Start GIVEN MATERIAL
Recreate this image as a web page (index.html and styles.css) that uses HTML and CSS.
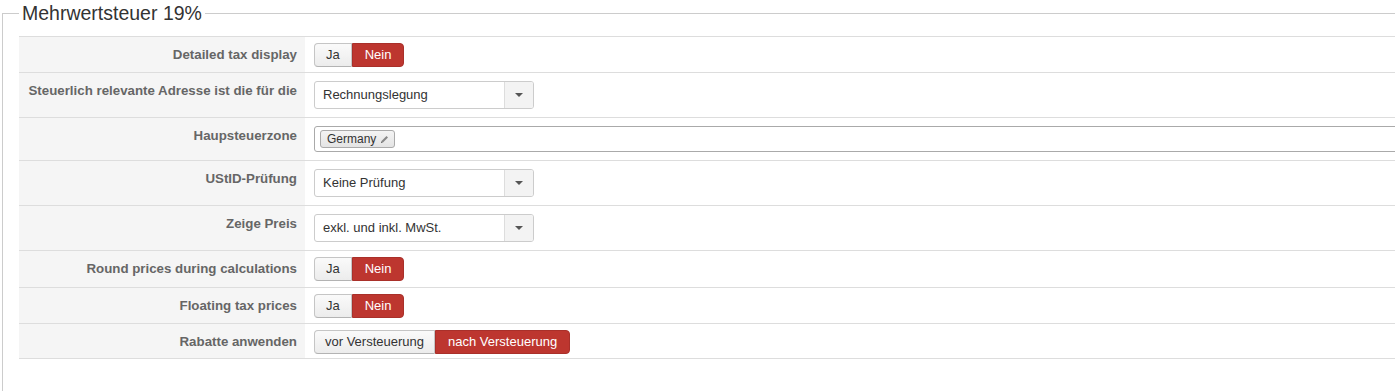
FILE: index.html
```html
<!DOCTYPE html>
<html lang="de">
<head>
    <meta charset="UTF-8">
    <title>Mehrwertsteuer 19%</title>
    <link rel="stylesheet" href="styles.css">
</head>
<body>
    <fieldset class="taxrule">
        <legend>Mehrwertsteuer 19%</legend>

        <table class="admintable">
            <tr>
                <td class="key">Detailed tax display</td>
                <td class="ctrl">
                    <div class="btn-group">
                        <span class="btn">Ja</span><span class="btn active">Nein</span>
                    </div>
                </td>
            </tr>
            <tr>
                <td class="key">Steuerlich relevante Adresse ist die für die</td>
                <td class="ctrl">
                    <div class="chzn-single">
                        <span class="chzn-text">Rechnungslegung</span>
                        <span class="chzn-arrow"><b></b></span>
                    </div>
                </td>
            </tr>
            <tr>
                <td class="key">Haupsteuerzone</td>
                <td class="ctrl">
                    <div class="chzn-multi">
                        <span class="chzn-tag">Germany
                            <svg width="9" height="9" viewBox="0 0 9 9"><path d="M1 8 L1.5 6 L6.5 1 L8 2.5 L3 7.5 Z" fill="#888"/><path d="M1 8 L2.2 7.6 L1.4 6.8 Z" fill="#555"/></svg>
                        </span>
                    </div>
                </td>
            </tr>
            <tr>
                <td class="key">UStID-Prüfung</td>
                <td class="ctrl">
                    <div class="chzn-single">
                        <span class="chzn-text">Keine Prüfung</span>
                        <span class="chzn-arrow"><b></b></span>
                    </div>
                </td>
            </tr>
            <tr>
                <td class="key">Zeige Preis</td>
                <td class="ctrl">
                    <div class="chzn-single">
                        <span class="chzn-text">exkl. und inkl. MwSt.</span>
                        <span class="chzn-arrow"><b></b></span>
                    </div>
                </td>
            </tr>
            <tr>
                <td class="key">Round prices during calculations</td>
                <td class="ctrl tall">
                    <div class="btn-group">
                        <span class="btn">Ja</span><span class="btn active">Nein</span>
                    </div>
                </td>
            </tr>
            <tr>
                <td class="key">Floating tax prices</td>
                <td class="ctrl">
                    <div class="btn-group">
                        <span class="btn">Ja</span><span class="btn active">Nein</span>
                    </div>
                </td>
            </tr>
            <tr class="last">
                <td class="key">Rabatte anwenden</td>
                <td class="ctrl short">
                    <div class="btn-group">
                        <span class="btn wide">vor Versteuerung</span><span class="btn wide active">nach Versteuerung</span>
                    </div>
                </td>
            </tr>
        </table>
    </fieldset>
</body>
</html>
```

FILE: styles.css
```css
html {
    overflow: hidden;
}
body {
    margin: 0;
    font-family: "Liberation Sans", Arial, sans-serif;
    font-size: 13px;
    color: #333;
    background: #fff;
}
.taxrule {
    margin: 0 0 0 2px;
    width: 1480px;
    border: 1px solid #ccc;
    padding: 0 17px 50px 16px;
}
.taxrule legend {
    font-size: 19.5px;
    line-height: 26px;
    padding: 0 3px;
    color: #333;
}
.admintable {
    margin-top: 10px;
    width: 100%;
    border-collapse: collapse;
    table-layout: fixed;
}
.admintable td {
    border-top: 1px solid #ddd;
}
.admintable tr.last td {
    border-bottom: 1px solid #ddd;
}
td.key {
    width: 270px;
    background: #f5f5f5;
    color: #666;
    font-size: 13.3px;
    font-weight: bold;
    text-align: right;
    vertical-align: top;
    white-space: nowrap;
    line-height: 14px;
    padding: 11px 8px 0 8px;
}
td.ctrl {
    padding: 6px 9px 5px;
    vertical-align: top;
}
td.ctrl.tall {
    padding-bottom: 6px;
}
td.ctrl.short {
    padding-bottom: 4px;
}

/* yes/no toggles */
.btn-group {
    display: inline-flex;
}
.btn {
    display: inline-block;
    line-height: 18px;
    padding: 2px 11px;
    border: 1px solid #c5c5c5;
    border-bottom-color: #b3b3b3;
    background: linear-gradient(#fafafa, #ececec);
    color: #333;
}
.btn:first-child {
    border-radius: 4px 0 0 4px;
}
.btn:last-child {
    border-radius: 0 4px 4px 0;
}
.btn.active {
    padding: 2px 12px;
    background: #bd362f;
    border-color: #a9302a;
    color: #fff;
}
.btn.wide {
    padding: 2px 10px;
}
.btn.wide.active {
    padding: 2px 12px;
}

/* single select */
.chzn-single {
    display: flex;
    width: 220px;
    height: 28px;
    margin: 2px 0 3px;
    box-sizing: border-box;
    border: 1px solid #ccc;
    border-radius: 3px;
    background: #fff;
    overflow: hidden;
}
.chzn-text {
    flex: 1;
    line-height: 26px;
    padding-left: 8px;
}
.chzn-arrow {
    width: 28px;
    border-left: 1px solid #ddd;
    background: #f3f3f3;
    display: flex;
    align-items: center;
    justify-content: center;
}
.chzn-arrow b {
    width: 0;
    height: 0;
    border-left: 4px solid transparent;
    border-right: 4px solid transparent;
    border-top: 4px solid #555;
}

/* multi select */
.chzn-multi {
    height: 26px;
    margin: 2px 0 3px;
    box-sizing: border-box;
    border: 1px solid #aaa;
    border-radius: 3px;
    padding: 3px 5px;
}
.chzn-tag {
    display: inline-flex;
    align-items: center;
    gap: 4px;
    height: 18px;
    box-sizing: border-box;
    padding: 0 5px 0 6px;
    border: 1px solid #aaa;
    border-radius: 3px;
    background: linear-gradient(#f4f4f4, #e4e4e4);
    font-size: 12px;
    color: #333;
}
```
End GIVEN MATERIAL
* **TASK DETAILS**
Return the material word for word. Pictures are not part of the copy.

* **TASK RESULT**
Recreate this image as a web page (index.html and styles.css) that uses HTML and CSS.
FILE: index.html
```html
<!DOCTYPE html>
<html lang="de">
<head>
    <meta charset="UTF-8">
    <title>Mehrwertsteuer 19%</title>
    <link rel="stylesheet" href="styles.css">
</head>
<body>
    <fieldset class="taxrule">
        <legend>Mehrwertsteuer 19%</legend>

        <table class="admintable">
            <tr>
                <td class="key">Detailed tax display</td>
                <td class="ctrl">
                    <div class="btn-group">
                        <span class="btn">Ja</span><span class="btn active">Nein</span>
                    </div>
                </td>
            </tr>
            <tr>
                <td class="key">Steuerlich relevante Adresse ist die für die</td>
                <td class="ctrl">
                    <div class="chzn-single">
                        <span class="chzn-text">Rechnungslegung</span>
                        <span class="chzn-arrow"><b></b></span>
                    </div>
                </td>
            </tr>
            <tr>
                <td class="key">Haupsteuerzone</td>
                <td class="ctrl">
                    <div class="chzn-multi">
                        <span class="chzn-tag">Germany
                            <svg width="9" height="9" viewBox="0 0 9 9"><path d="M1 8 L1.5 6 L6.5 1 L8 2.5 L3 7.5 Z" fill="#888"/><path d="M1 8 L2.2 7.6 L1.4 6.8 Z" fill="#555"/></svg>
                        </span>
                    </div>
                </td>
            </tr>
            <tr>
                <td class="key">UStID-Prüfung</td>
                <td class="ctrl">
                    <div class="chzn-single">
                        <span class="chzn-text">Keine Prüfung</span>
                        <span class="chzn-arrow"><b></b></span>
                    </div>
                </td>
            </tr>
            <tr>
                <td class="key">Zeige Preis</td>
                <td class="ctrl">
                    <div class="chzn-single">
                        <span class="chzn-text">exkl. und inkl. MwSt.</span>
                        <span class="chzn-arrow"><b></b></span>
                    </div>
                </td>
            </tr>
            <tr>
                <td class="key">Round prices during calculations</td>
                <td class="ctrl tall">
                    <div class="btn-group">
                        <span class="btn">Ja</span><span class="btn active">Nein</span>
                    </div>
                </td>
            </tr>
            <tr>
                <td class="key">Floating tax prices</td>
                <td class="ctrl">
                    <div class="btn-group">
                        <span class="btn">Ja</span><span class="btn active">Nein</span>
                    </div>
                </td>
            </tr>
            <tr class="last">
                <td class="key">Rabatte anwenden</td>
                <td class="ctrl short">
                    <div class="btn-group">
                        <span class="btn wide">vor Versteuerung</span><span class="btn wide active">nach Versteuerung</span>
                    </div>
                </td>
            </tr>
        </table>
    </fieldset>
</body>
</html>
```

FILE: styles.css
```css
html {
    overflow: hidden;
}
body {
    margin: 0;
    font-family: "Liberation Sans", Arial, sans-serif;
    font-size: 13px;
    color: #333;
    background: #fff;
}
.taxrule {
    margin: 0 0 0 2px;
    width: 1480px;
    border: 1px solid #ccc;
    padding: 0 17px 50px 16px;
}
.taxrule legend {
    font-size: 19.5px;
    line-height: 26px;
    padding: 0 3px;
    color: #333;
}
.admintable {
    margin-top: 10px;
    width: 100%;
    border-collapse: collapse;
    table-layout: fixed;
}
.admintable td {
    border-top: 1px solid #ddd;
}
.admintable tr.last td {
    border-bottom: 1px solid #ddd;
}
td.key {
    width: 270px;
    background: #f5f5f5;
    color: #666;
    font-size: 13.3px;
    font-weight: bold;
    text-align: right;
    vertical-align: top;
    white-space: nowrap;
    line-height: 14px;
    padding: 11px 8px 0 8px;
}
td.ctrl {
    padding: 6px 9px 5px;
    vertical-align: top;
}
td.ctrl.tall {
    padding-bottom: 6px;
}
td.ctrl.short {
    padding-bottom: 4px;
}

/* yes/no toggles */
.btn-group {
    display: inline-flex;
}
.btn {
    display: inline-block;
    line-height: 18px;
    padding: 2px 11px;
    border: 1px solid #c5c5c5;
    border-bottom-color: #b3b3b3;
    background: linear-gradient(#fafafa, #ececec);
    color: #333;
}
.btn:first-child {
    border-radius: 4px 0 0 4px;
}
.btn:last-child {
    border-radius: 0 4px 4px 0;
}
.btn.active {
    padding: 2px 12px;
    background: #bd362f;
    border-color: #a9302a;
    color: #fff;
}
.btn.wide {
    padding: 2px 10px;
}
.btn.wide.active {
    padding: 2px 12px;
}

/* single select */
.chzn-single {
    display: flex;
    width: 220px;
    height: 28px;
    margin: 2px 0 3px;
    box-sizing: border-box;
    border: 1px solid #ccc;
    border-radius: 3px;
    background: #fff;
    overflow: hidden;
}
.chzn-text {
    flex: 1;
    line-height: 26px;
    padding-left: 8px;
}
.chzn-arrow {
    width: 28px;
    border-left: 1px solid #ddd;
    background: #f3f3f3;
    display: flex;
    align-items: center;
    justify-content: center;
}
.chzn-arrow b {
    width: 0;
    height: 0;
    border-left: 4px solid transparent;
    border-right: 4px solid transparent;
    border-top: 4px solid #555;
}

/* multi select */
.chzn-multi {
    height: 26px;
    margin: 2px 0 3px;
    box-sizing: border-box;
    border: 1px solid #aaa;
    border-radius: 3px;
    padding: 3px 5px;
}
.chzn-tag {
    display: inline-flex;
    align-items: center;
    gap: 4px;
    height: 18px;
    box-sizing: border-box;
    padding: 0 5px 0 6px;
    border: 1px solid #aaa;
    border-radius: 3px;
    background: linear-gradient(#f4f4f4, #e4e4e4);
    font-size: 12px;
    color: #333;
}
```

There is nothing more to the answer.